**Goal**
Determine the number of lines that have the string "picture" in them, and give only that number.

**Source data**
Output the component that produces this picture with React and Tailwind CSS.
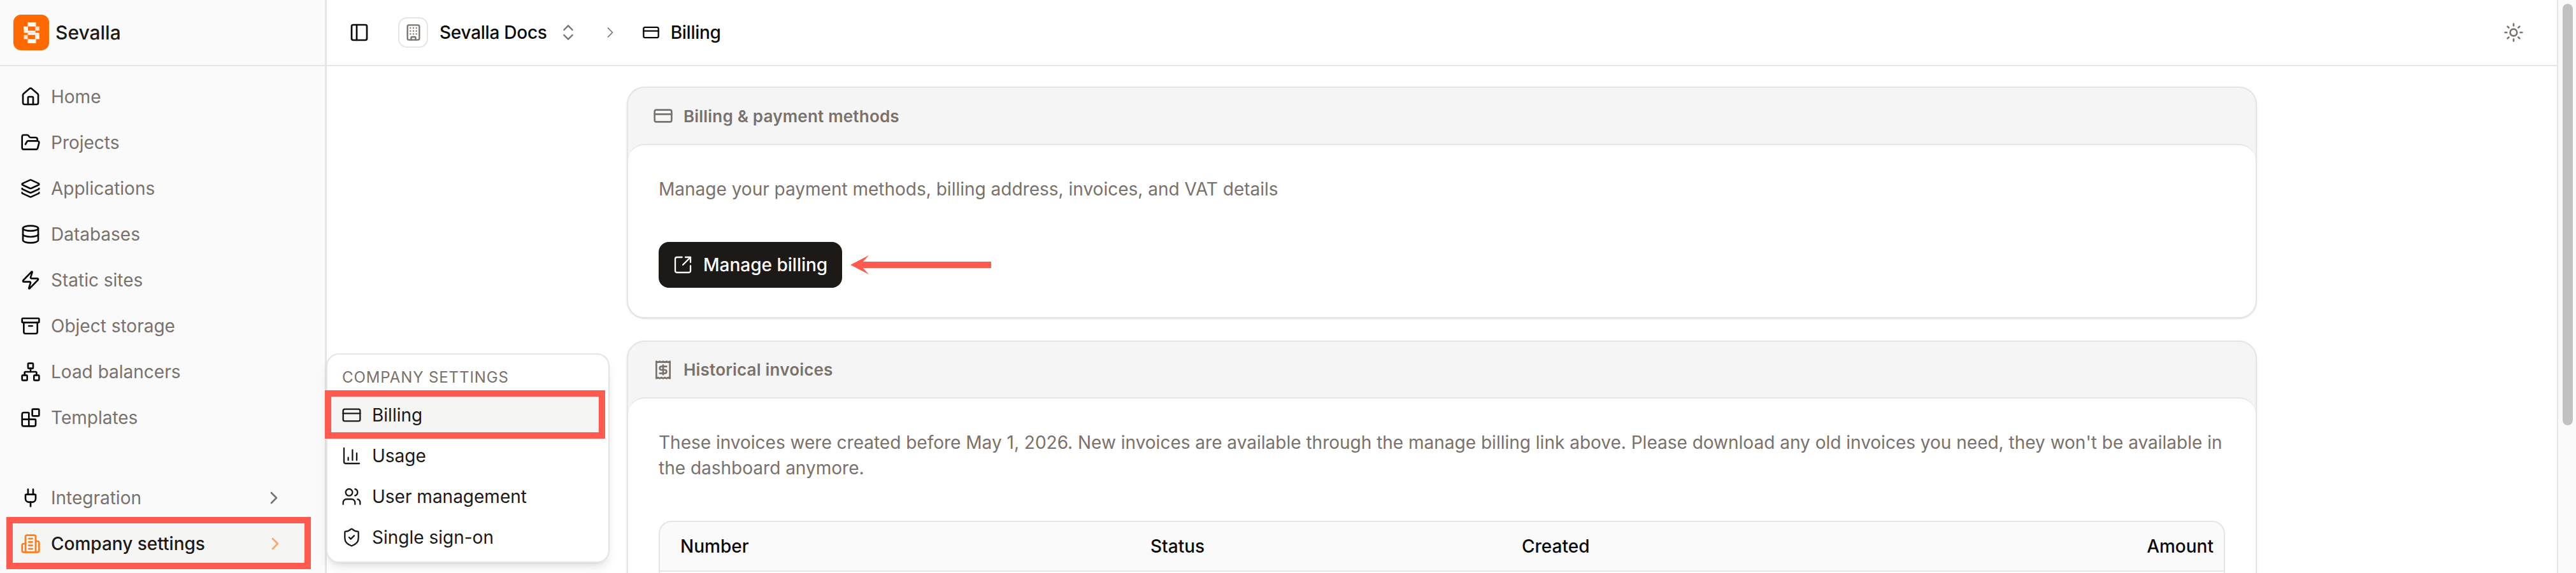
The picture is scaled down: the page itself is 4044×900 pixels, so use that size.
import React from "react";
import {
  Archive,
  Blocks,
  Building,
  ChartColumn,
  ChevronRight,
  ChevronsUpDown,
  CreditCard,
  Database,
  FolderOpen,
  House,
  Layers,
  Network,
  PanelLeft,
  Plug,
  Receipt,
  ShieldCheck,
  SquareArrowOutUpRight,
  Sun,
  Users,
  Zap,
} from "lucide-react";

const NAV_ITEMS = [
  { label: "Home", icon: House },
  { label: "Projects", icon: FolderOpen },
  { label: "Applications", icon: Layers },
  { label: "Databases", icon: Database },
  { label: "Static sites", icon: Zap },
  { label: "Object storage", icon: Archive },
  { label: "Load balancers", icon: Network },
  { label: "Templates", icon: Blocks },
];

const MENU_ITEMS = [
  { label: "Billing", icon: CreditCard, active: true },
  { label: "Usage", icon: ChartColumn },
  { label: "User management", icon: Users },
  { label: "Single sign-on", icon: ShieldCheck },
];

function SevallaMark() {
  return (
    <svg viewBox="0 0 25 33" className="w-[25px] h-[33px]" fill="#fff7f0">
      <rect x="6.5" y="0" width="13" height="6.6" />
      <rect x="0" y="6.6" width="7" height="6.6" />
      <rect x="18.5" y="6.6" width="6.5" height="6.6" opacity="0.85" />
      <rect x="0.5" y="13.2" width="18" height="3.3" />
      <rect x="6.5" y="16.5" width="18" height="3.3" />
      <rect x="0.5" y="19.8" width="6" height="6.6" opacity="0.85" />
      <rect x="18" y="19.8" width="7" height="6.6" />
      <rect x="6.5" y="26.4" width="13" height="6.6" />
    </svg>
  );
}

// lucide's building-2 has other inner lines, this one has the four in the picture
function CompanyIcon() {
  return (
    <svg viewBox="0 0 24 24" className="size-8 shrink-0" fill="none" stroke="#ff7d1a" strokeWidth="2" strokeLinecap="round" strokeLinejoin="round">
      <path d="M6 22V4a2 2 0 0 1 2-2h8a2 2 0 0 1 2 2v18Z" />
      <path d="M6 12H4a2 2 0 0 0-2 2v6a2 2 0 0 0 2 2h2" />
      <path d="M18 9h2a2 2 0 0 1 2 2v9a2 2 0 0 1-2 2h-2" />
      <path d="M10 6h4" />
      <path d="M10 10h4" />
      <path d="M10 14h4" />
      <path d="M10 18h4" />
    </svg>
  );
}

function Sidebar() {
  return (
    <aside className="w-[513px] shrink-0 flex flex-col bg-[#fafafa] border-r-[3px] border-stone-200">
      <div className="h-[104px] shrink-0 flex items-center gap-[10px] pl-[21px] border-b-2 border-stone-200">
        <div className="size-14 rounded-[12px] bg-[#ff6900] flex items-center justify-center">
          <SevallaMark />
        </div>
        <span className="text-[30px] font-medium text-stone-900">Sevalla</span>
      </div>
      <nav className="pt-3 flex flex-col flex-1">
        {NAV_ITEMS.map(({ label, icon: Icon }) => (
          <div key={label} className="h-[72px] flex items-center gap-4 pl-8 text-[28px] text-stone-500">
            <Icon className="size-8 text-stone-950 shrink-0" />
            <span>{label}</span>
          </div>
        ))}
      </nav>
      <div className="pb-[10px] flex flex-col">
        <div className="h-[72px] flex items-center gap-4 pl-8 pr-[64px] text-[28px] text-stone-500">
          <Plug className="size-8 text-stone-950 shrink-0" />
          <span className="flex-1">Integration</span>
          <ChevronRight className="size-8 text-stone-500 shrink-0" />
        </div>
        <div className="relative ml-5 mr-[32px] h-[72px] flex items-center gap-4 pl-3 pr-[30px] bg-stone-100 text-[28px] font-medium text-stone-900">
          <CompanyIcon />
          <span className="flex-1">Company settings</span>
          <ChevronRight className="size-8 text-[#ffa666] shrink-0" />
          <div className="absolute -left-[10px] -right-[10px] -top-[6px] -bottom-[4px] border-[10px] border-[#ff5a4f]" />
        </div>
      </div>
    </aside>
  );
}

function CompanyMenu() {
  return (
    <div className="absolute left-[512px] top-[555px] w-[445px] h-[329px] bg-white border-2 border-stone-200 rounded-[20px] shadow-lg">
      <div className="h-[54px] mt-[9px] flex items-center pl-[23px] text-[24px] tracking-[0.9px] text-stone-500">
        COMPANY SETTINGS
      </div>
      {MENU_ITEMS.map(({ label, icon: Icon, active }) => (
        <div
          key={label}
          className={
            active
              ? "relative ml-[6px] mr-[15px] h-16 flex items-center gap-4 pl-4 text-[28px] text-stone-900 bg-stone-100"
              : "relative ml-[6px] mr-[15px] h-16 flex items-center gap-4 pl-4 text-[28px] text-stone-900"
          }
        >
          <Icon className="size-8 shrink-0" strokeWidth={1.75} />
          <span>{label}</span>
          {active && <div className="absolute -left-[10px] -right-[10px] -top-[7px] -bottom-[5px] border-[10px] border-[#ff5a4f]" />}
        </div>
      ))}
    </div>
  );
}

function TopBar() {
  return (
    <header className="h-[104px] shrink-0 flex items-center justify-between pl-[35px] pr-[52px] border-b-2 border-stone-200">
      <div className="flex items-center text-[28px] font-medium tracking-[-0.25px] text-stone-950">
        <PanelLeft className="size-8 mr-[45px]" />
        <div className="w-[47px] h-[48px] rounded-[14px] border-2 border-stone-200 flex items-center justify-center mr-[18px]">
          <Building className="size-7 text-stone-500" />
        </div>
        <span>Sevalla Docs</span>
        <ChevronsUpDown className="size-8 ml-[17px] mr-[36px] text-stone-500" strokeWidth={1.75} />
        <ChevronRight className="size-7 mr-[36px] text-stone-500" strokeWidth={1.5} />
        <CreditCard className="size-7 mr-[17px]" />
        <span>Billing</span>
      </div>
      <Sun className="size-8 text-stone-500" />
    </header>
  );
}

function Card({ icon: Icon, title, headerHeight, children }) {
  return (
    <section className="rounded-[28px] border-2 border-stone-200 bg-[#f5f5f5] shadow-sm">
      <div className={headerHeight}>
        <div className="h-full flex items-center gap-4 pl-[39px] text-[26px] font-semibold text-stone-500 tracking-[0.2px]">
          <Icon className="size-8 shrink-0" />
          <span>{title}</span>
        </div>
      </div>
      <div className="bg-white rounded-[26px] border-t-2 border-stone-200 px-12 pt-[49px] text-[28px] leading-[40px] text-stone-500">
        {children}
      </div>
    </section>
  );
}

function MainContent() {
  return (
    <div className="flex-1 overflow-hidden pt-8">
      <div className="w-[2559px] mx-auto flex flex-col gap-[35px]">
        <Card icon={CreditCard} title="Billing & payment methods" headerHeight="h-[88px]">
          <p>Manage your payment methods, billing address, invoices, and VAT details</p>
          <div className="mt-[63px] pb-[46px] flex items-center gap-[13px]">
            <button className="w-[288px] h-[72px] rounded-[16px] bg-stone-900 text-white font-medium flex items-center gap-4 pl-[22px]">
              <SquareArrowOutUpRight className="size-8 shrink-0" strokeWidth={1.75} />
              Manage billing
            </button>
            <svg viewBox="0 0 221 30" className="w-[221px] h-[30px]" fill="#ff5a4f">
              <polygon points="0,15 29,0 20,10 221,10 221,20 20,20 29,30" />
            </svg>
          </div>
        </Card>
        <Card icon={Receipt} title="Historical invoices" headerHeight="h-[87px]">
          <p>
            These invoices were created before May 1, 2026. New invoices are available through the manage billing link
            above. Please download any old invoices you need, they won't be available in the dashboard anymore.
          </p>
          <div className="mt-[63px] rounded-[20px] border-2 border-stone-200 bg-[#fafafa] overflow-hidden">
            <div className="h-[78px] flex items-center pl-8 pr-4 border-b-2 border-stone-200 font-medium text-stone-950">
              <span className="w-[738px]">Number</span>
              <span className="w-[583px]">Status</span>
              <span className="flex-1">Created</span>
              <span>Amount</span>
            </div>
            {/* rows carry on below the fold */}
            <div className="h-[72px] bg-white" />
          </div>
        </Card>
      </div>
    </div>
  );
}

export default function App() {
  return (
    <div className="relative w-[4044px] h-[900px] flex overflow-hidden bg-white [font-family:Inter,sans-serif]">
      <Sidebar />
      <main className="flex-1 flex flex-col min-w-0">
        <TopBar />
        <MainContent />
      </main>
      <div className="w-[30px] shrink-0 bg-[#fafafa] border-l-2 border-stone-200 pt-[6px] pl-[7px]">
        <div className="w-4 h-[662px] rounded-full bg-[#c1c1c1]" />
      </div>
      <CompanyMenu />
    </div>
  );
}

**Response for this exercise**
3